A gotcha with multi-GPU training of dynamic neural networks in PyTorch
Published:
I recently ran into an issue with training/testing dynamic neural network architectures on multiple GPUs in PyTorch. In this short blog post I will summarize the issue and suggest a possible workaround for others who might come across it.
The issue
I made a post on the PyTorch forums discussing my issue (linked here). To summarise my issue:
Dynamic binding of a function to an attribute of the nn.Module
class leads to a device mismatch error when loading the model to multiple GPUs using nn.DataParallel()
. The error message you’ll get looks something like this:
Expected tensor for argument #1 'input' to have the same device as tensor for argument #2 'weight'; but device 1 does not equal 0
A working example
Suppose I have a small feedforward Residual module which also takes a parameter called add_output
. If add_output==True
then a small auxilliary classifier is attached to the Residual module so as not only feedforward the input but also return classification outputs. The Pytorch code for doing this is shown below:
import torch
from torch import nn
from external_file import aux_classifier
class ResBlock(nn.Module):
expansion = 1
def __init__(self, in_channels, channels, stride=1, num_classes, input_size, add_output, output_id):
super(ResBlock, self).__init__()
self.output_id = output_id
self.depth = 2
layers = nn.ModuleList()
conv_layer = []
conv_layer.append(nn.Conv2d(in_channels, channels, kernel_size=3, stride=stride, padding=1, bias=False))
conv_layer.append(nn.BatchNorm2d(channels))
conv_layer.append(nn.ReLU())
conv_layer.append(nn.Conv2d(channels, channels, kernel_size=3, stride=1, padding=1, bias=False))
conv_layer.append(nn.BatchNorm2d(channels))
layers.append(nn.Sequential(*conv_layer))

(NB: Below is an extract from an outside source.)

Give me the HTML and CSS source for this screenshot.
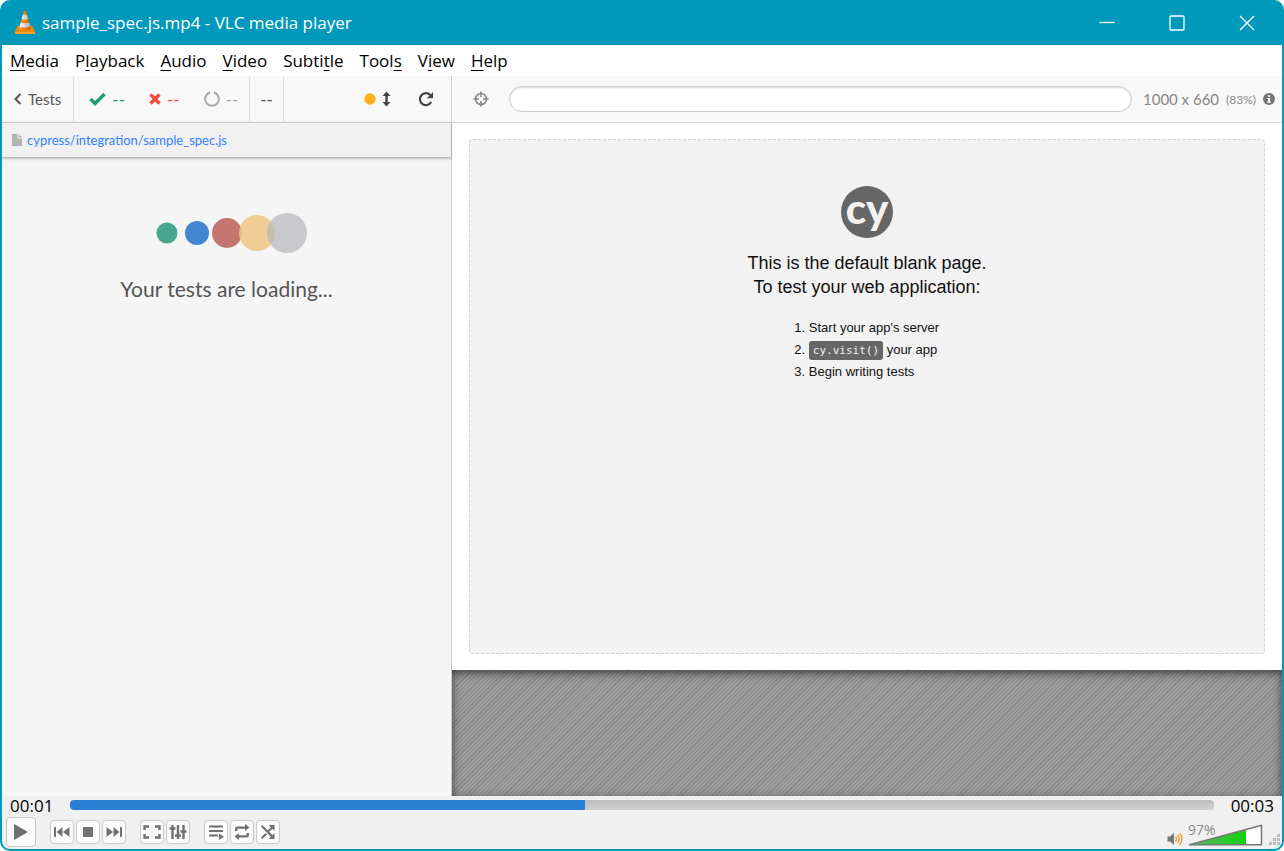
FILE: index.html
```html
<!DOCTYPE html>
<html lang="en">
<head>
    <meta charset="UTF-8">
    <meta name="viewport" content="width=device-width, initial-scale=1.0">
    <title>sample_spec.js.mp4 - VLC media player</title>
    <link rel="stylesheet" href="styles.css">
</head>
<body>
<div class="window">

    <!-- Title bar -->
    <header class="titlebar">
        <svg class="cone" width="22" height="24" viewBox="0 0 22 24">
            <defs>
                <linearGradient id="orange" x1="0" x2="1">
                    <stop offset="0" stop-color="#ffa530"/>
                    <stop offset="0.5" stop-color="#f57d00"/>
                    <stop offset="1" stop-color="#c85200"/>
                </linearGradient>
                <linearGradient id="silver" x1="0" x2="1">
                    <stop offset="0" stop-color="#ffffff"/>
                    <stop offset="1" stop-color="#a9a9a9"/>
                </linearGradient>
            </defs>
            <path d="M3.5 16h15l2.5 6H1z" fill="#f08705"/>
            <path d="M1 22h20v2H1z" fill="#ffa22b"/>
            <path d="M10 1q1-1 2 0l5 18q-6 3-12 0z" fill="url(#orange)"/>
            <path d="M8.900 4.700h4.200l1.300 4.300q-3.400 1.400-6.800 0z" fill="url(#silver)"/>
            <path d="M6.700 12.500q4.300 1.600 8.600 0l1.200 4q-5.500 2-11 0z" fill="url(#silver)"/>
        </svg>
        <h1 class="title">sample_spec.js.mp4 - VLC media player</h1>
        <div class="window-buttons">
            <button type="button" aria-label="Minimize">
                <svg width="16" height="16" viewBox="0 0 16 16"><path d="M0.500 7.500h15"/></svg>
            </button>
            <button type="button" aria-label="Maximize">
                <svg width="16" height="16" viewBox="0 0 16 16"><rect x="1" y="1" width="14" height="14" rx="1"/></svg>
            </button>
            <button type="button" aria-label="Close">
                <svg width="16" height="16" viewBox="0 0 16 16"><path d="M1 1l14 14M15 1L1 15"/></svg>
            </button>
        </div>
    </header>

    <!-- Menu -->
    <nav class="menu">
        <button type="button"><u>M</u>edia</button>
        <button type="button">P<u>l</u>ayback</button>
        <button type="button"><u>A</u>udio</button>
        <button type="button"><u>V</u>ideo</button>
        <button type="button">Subti<u>t</u>le</button>
        <button type="button">Tool<u>s</u></button>
        <button type="button">V<u>i</u>ew</button>
        <button type="button"><u>H</u>elp</button>
    </nav>

    <!-- Video frame: the Cypress runner -->
    <main class="video">
        <section class="reporter">
            <div class="toolbar">
                <a class="back" href="#">
                    <svg width="8" height="12" viewBox="0 0 8 12"><path d="M6.500 1l-5 5 5 5" fill="none" stroke="#555" stroke-width="2"/></svg>
                    Tests
                </a>
                <ul class="stats">
                    <li class="passed">
                        <svg width="17" height="14" viewBox="0 0 17 14"><path d="M1.500 7l4.500 4.500L15.500 2" fill="none" stroke="currentColor" stroke-width="3.400"/></svg>
                        --
                    </li>
                    <li class="failed">
                        <svg width="12" height="12" viewBox="0 0 12 12"><path d="M1.500 1.500l9 9M10.500 1.500l-9 9" fill="none" stroke="currentColor" stroke-width="3.400"/></svg>
                        --
                    </li>
                    <li class="pending">
                        <svg width="16" height="16" viewBox="0 0 16 16"><path d="M9.800 1.500a6.800 6.800 0 1 1-3.600 0" fill="none" stroke="currentColor" stroke-width="2"/></svg>
                        --
                    </li>
                </ul>
                <span class="duration">--</span>
                <div class="actions">
                    <button type="button" class="scroll" aria-label="Auto-scrolling">
                        <svg width="28" height="16" viewBox="0 0 28 16">
                            <circle cx="6" cy="8" r="5.700" fill="#ffb11b"/>
                            <path d="M22.500 0.500l4 4.500h-2.800v6h2.800l-4 4.500-4-4.500h2.800V5h-2.800z" fill="#444"/>
                        </svg>
                    </button>
                    <button type="button" class="reload" aria-label="Run all tests">
                        <svg width="16" height="16" viewBox="0 0 16 16">
                            <path d="M12.300 4A6 6 0 1 0 13.200 11" fill="none" stroke="#444" stroke-width="2.200"/>
                            <path d="M15 1v6.200H8.800z" fill="#444"/>
                        </svg>
                    </button>
                </div>
            </div>
            <div class="spec">
                <svg width="10" height="12" viewBox="0 0 10 12"><path d="M0 0h5.500v4.500H10V12H0z" fill="#b4b4b4"/><path d="M6.500 0L10 3.500H6.500z" fill="#b4b4b4"/></svg>
                <a href="#">cypress/integration/sample_spec.js</a>
            </div>
            <div class="loading">
                <svg width="152" height="42" viewBox="0 0 152 42">
                    <circle cx="11" cy="21" r="10.500" fill="#48a68c"/>
                    <circle cx="41" cy="21" r="12" fill="#4487d1"/>
                    <circle cx="71" cy="21" r="15" fill="#c67670"/>
                    <circle cx="101" cy="21" r="18" fill="#edc583" fill-opacity="0.850"/>
                    <circle cx="131" cy="21" r="20" fill="#bab8bd" fill-opacity="0.750"/>
                </svg>
                <p>Your tests are loading...</p>
            </div>
        </section>

        <section class="runner">
            <div class="toolbar">
                <button type="button" class="selector" aria-label="Open selector playground">
                    <svg width="16" height="16" viewBox="0 0 16 16" fill="none" stroke="#888">
                        <circle cx="8" cy="8" r="5.500" stroke-width="1.600"/>
                        <path d="M8 0.500v5.500M8 10v5.500M0.500 8H6M10 8h5.500" stroke-width="1.600"/>
                    </svg>
                </button>
                <input class="url" type="text" aria-label="URL" readonly>
                <div class="viewport">
                    <span>1000 x 660</span>
                    <small>(83%)</small>
                    <svg width="12" height="12" viewBox="0 0 12 12"><circle cx="6" cy="6" r="6" fill="#777"/><path d="M5 2.200h2v1.600H5zM4.300 4.900H7v3.600h.800v1.200H4.200V8.500H5V6h-.700z" fill="#fff"/></svg>
                </div>
            </div>
            <div class="stage">
                <div class="blank">
                    <div class="logo">cy</div>
                    <p>This is the default blank page.<br>To test your web application:</p>
                    <ol>
                        <li>Start your app's server</li>
                        <li><code>cy.visit()</code> your app</li>
                        <li>Begin writing tests</li>
                    </ol>
                </div>
            </div>
            <div class="hatch"></div>
        </section>
    </main>

    <!-- Player controls -->
    <footer class="player">
        <div class="timeline">
            <span>00:01</span>
            <input class="seek" type="range" min="0" max="100" value="45" aria-label="Position" style="--played: 45%">
            <span>00:03</span>
        </div>
        <div class="controls">
            <button type="button" class="play" aria-label="Play">
                <svg width="16" height="18" viewBox="0 0 16 18"><path d="M1 1l14 8-14 8z"/></svg>
            </button>
            <div class="group">
                <button type="button" aria-label="Previous">
                    <svg width="16" height="16" viewBox="0 0 16 16"><path d="M0 3h2v10H0zM8.500 3v10L2.500 8zM15.500 3v10L9 8z"/></svg>
                </button>
                <button type="button" aria-label="Stop">
                    <svg width="16" height="16" viewBox="0 0 16 16"><path d="M3 3h10v10H3z"/></svg>
                </button>
                <button type="button" aria-label="Next">
                    <svg width="16" height="16" viewBox="0 0 16 16"><path d="M14 3h2v10h-2zM7.500 3v10l6-5zM.500 3v10L7 8z"/></svg>
                </button>
            </div>
            <div class="group">
                <button type="button" aria-label="Fullscreen">
                    <svg class="line" width="18" height="16" viewBox="0 0 18 16"><path d="M1.500 6V2.500H6M12 2.500h4.500V6M16.500 10v3.500H12M6 13.500H1.500V10"/></svg>
                </button>
                <button type="button" aria-label="Extended settings">
                    <svg class="line" width="18" height="16" viewBox="0 0 18 16"><path d="M3.500 1v14M9 1v14M14.500 1v14M0.500 4.500h6M6 11.500h6M11.500 7.500h6"/></svg>
                </button>
            </div>
            <div class="group">
                <button type="button" aria-label="Playlist">
                    <svg width="16" height="16" viewBox="0 0 16 16"><path d="M1 1.500h14v2H1zM1 6h14v2H1zM1 10.500h9v2H1zM11 9.500l5 3.250-5 3.250z"/></svg>
                </button>
                <button type="button" aria-label="Loop">
                    <svg width="16" height="16" viewBox="0 0 16 16"><path d="M1 7V5q0-2.500 2.500-2.500H11V0l4.500 3.500L11 7V4.700H3.500V7zM15 9v2q0 2.500-2.500 2.500H5V16L.500 12.500 5 9v2.300h7.500V9z"/></svg>
                </button>
                <button type="button" aria-label="Random">
                    <svg width="16" height="16" viewBox="0 0 16 16"><path d="M1 2.500l1.500-1.500 10 10L14.500 9v6H8.500l2.300-2.300zM8.500 1h6v6l-2.200-2.200-3 3-1.500-1.500 3-3zM5.500 9L7 10.500 2.500 15 1 13.500z"/></svg>
                </button>
            </div>
            <div class="sound">
                <svg class="speaker" width="16" height="14" viewBox="0 0 16 14">
                    <path d="M0.500 4.500H3L7 1v12L3 9.500H0.500z" fill="#777"/>
                    <path d="M8.500 4.500q2 2.500 0 5M10.500 2.800q3.600 4.200 0 8.400M12.500 1q5 6 0 12" fill="none" stroke="#f59a2c" stroke-width="1.300"/>
                </svg>
                <div class="volume">
                    <svg width="76" height="22" viewBox="0 0 76 22">
                        <defs>
                            <linearGradient id="level" x1="0" x2="1">
                                <stop offset="0" stop-color="#5db95d"/>
                                <stop offset="1" stop-color="#12d012"/>
                            </linearGradient>
                        </defs>
                        <path d="M1 21L74 1v20z" fill="#fff"/>
                        <path d="M1 21L58 5.400V21z" fill="url(#level)"/>
                        <path d="M1.500 20.800L73.500 1.300v19.500z" fill="none" stroke="#777" stroke-width="1.500" stroke-linejoin="round"/>
                    </svg>
                    <label for="volume">97%</label>
                    <input id="volume" type="range" min="0" max="125" value="97">
                </div>
                <svg class="grip" width="12" height="12" viewBox="0 0 12 12"><path d="M8 0h3v3H8zM4 4h3v3H4zM8 4h3v3H8zM0 8h3v3H0zM4 8h3v3H4zM8 8h3v3H8z" fill="#bbb"/></svg>
            </div>
        </div>
    </footer>
</div>
</body>
</html>
```
FILE: styles.css
```css
* {
    box-sizing: border-box;
}

body {
    margin: 0;
    background: #fff;
    font-family: "Open Sans", "Noto Sans", sans-serif;
}

button {
    border: 0;
    padding: 0;
    background: none;
    font: inherit;
    color: inherit;
}

svg {
    display: block;
    flex: none;
}

.window {
    display: flex;
    flex-direction: column;
    min-height: 100vh;
    border: 2px solid #0099bc;
    border-top: 0;
    border-radius: 10px;
    background: #0099bc;
    overflow: hidden;
}

/* Title bar */
.titlebar {
    display: flex;
    align-items: center;
    height: 45px;
    padding: 0 0 0 12px;
    color: #fff;
}

.cone {
    margin-bottom: 2px;
}

.title {
    margin: 0 auto 0 6px;
    font-size: 17px;
    font-weight: 400;
}

.window-buttons {
    display: flex;
}

.window-buttons button {
    display: flex;
    align-items: center;
    justify-content: center;
    width: 70px;
    height: 45px;
}

.window-buttons svg {
    fill: none;
    stroke: #fff;
    stroke-width: 1.3;
}

/* Menu */
.menu {
    display: flex;
    gap: 16px;
    height: 31px;
    padding: 0 8px;
    background: #fff;
    color: #000;
    font-size: 17px;
    line-height: 32px;
}

.menu u {
    text-underline-offset: 3px;
}

/* Video frame */
.video {
    display: grid;
    grid-template-columns: 450px 1fr;
    flex: 1;
    background: #f5f5f5;
    font-family: Lato, sans-serif;
}

.toolbar {
    display: flex;
    align-items: center;
    height: 47px;
    border-bottom: 1px solid #d8d8d8;
    background: #f8f8f8;
    font-size: 15px;
    color: #555;
}

.reporter {
    display: flex;
    flex-direction: column;
    border-right: 1px solid #ccc;
}

.back,
.stats,
.duration {
    display: flex;
    align-items: center;
    height: 100%;
    border-right: 1px solid #ddd;
}

.back {
    gap: 6px;
    padding: 0 12px;
    color: #555;
    text-decoration: none;
}

.stats {
    gap: 24px;
    margin: 0;
    padding: 0 11px 0 15px;
    font-size: 17px;
    list-style: none;
}

.stats li {
    display: flex;
    align-items: center;
    gap: 6px;
}

.passed {
    color: #1b9e77;
}

.failed {
    color: #f14c3e;
}

.pending {
    color: #aaa;
}

.duration {
    padding: 0 10px;
    font-size: 17px;
}

.actions {
    display: flex;
    gap: 26px;
    margin-left: auto;
    padding-right: 17px;
}

.spec {
    display: flex;
    align-items: center;
    gap: 5px;
    height: 34px;
    padding: 0 10px;
    background: #f1f1f1;
    box-shadow: 0 1px 3px rgba(0, 0, 0, 0.4);
    font-size: 13px;
}

.spec a {
    color: #3380ff;
    text-decoration: none;
}

.loading {
    display: flex;
    flex-direction: column;
    align-items: center;
    gap: 22px;
    padding: 55px 0 0 10px;
    color: #555;
    font-size: 21px;
}

.loading p {
    margin: 0 10px 0 0;
}

/* Runner */
.runner {
    display: flex;
    flex-direction: column;
}

.selector {
    margin: 0 20px 0 21px;
}

.url {
    flex: 1;
    min-width: 0;
    height: 26px;
    border: 1px solid #ccc;
    border-radius: 13px;
    padding: 0 12px;
    background: #fff;
    box-shadow: inset 0 1px 2px rgba(0, 0, 0, 0.15);
}

.viewport {
    display: flex;
    align-items: center;
    gap: 7px;
    padding: 0 7px 0 11px;
    color: #888;
}

.viewport small {
    font-size: 12px;
}

.stage {
    display: flex;
    padding: 16px 17px;
    aspect-ratio: 830 / 547;
    background: #fff;
}

.blank {
    display: flex;
    flex-direction: column;
    align-items: center;
    flex: 1;
    padding-top: 46px;
    border: 1px dashed #d4d4d4;
    border-radius: 4px;
    background: #f2f2f2;
    color: #111;
    font-family: "Liberation Sans", Arial, sans-serif;
}

.logo {
    width: 52px;
    height: 52px;
    border-radius: 50%;
    background: #666;
    color: #f2f2f2;
    font-family: Lato, sans-serif;
    font-size: 42px;
    font-weight: 900;
    line-height: 44px;
    text-align: center;
}

.blank p {
    margin: 13px 0 18px;
    font-size: 18px;
    line-height: 24px;
    text-align: center;
}

.blank ol {
    margin: 0;
    padding: 0 0 0 14px;
    font-size: 13px;
    line-height: 22px;
}

.blank code {
    padding: 3px 4px;
    border-radius: 3px;
    background: #666;
    color: #f2f2f2;
    font-family: "DejaVu Sans Mono", monospace;
    font-size: 11px;
    line-height: 14px;
}

.hatch {
    flex: 1;
    background: repeating-linear-gradient(135deg, #9c9c9c 0 2px, #8a8a8a 2px 3px);
    box-shadow: inset 0 3px 10px rgba(0, 0, 0, 0.6);
}

/* Player controls */
.player {
    padding: 0 0 2px 4px;
    background: #f0f0f0;
}

.timeline {
    display: flex;
    align-items: center;
    gap: 17px;
    height: 20px;
    padding: 0 8px 0 4px;
    color: #000;
    font-size: 17px;
    line-height: 20px;
}

.seek {
    flex: 1;
    appearance: none;
    height: 10px;
    margin: 0 0 3px;
    border-radius: 4px;
    background: linear-gradient(to right, #2a7fd4 var(--played), transparent var(--played)), linear-gradient(#bcbcbc, #d0d0d0);
}

.seek::-webkit-slider-thumb {
    appearance: none;
    width: 0;
    height: 10px;
}

.controls {
    display: flex;
    align-items: center;
    gap: 14px;
    height: 31px;
}

.group {
    display: flex;
    gap: 2px;
}

.controls button {
    display: flex;
    align-items: center;
    justify-content: center;
    width: 24px;
    height: 24px;
    border: 1px solid #c8c8c8;
    border-radius: 4px;
    background: #fcfcfc;
    fill: #707070;
}

.controls .play {
    width: 30px;
    height: 30px;
}

.controls .line {
    fill: none;
    stroke: #707070;
    stroke-width: 2.4;
}

.sound {
    display: flex;
    align-items: flex-end;
    align-self: flex-end;
    gap: 5px;
    margin-left: auto;
    padding: 0 1px 1px 0;
}

.volume {
    position: relative;
}

.volume label {
    position: absolute;
    top: -4px;
    left: 0;
    color: #888;
    font-size: 14px;
    line-height: 20px;
}

.volume input {
    position: absolute;
    inset: 0;
    width: 100%;
    margin: 0;
    opacity: 0;
}
```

shortcut = nn.Sequential()
if stride != 1 or in_channels != self.expansion*channels:
shortcut = nn.Sequential(
nn.Conv2d(in_channels, self.expansion*channels, kernel_size=1, stride=stride, bias=False),
nn.BatchNorm2d(self.expansion*channels)
)
layers.append(shortcut)
layers.append(nn.ReLU())
self.layers = layers
if add_output:
self.output = aux_classifier(input_size, self.expansion*channels, num_classes)
self.no_output = False
else:
self.output = None
self.forward = self.only_forward
self.no_output = True
def forward(self, x):
fwd = self.layers[0](x) # conv layers
fwd = fwd + self.layers[1](x) # shortcut
return self.layers[2](fwd), 1, self.output(fwd) # output layers for this module
def only_output(self, x):
fwd = self.layers[0](x) # conv layers
fwd = fwd + self.layers[1](x) # shortcut
fwd = self.layers[2](fwd) # activation
out = self.output(fwd) # output layers for this module
return out
def only_forward(self, x):
fwd = self.layers[0](x) # conv layers
fwd = fwd + self.layers[1](x) # shortcut
return self.layers[2](fwd), 0, None # activation
Now the issue arises from the way I assign self.forward = self.only_forward
in the code block where add_output
is False. As pointed out by Tongzhou Wang (one of PyTorch’s developers) in this GitHub discussion (link to Github issue), the issue (paraphrased for our example residual block) is that:
you saved the method
self.only_forward
, which is bound to this particularResBlock
instance, as the attributeself.forward
. When broadcasting the module to different GPUs, this attribute, as it is not a tensor, is just simply duplicated, which means that all broadcast copies of this module have the attribute refer to the same bound method, and that this method is bound to the same instance and thus using the sameself.layers
, which has all parameters only on GPU 0. Therefore it errors on GPU 1.
This is a design choice by the creators of PyTorch in order to reduce the overhead while broadcasting models to multiple GPUs (as discussed on Github). However this causes an issue when creating a computational graph which might need to be modified at run time based on input conditions (as highlighted by the add_output
parameter in our case). This happens to be exactly the type of computation that dynamic neural network architecutres perform. These models are popular in resource-efficient machine learning as well as semantic parsing based machine reasoning literature: some examples being the Multi-Scale Dense Net (https://arxiv.org/abs/1703.09844) and the really popular Neural Module Networks (https://arxiv.org/abs/1511.02799) To read more about dynamic (also referred to as input-adaptive) neural networks refer to this excellent blogpost by Petuum.
The fix
I worked around this issue by not dynamically binding the forward
function to the only_output
member function. Instead I performed the evaluation fo my conditional inside the forward function (as was suggested Tongzhou on the Github issue). This solved my issue with multi-GPU training as now all the parameters from self.layers
linked to self.only_forward
were not associated with the object of my ResBlock class and were being broadcasted across GPUs in the nn.DataParallel
module
The final part of the code which was modified is present below for reference:
if add_output:
self.output = aux_classifier(input_size, self.expansion*channels, num_classes)
self.no_output = False
else:
self.output = None
#self.forward = self.only_forward
self.no_output = True
def forward(self, x):
if self.no_output:
return self.only_forward(x)
else:
fwd = self.layers[0](x) # conv layers
fwd = fwd + self.layers[1](x) # shortcut
return self.layers[2](fwd), 1, self.output(fwd) # output layers for this module
And it worked! I was able to train my dynamic neural net on multiple GPUs using the nn.DataParallel
API. I’ve also read that PyTorch launched a new parallelization API called DistributedDataParallel
which is objectively better but I’ve yet to try it out. Hopefully this post helps other people who might run into this issue.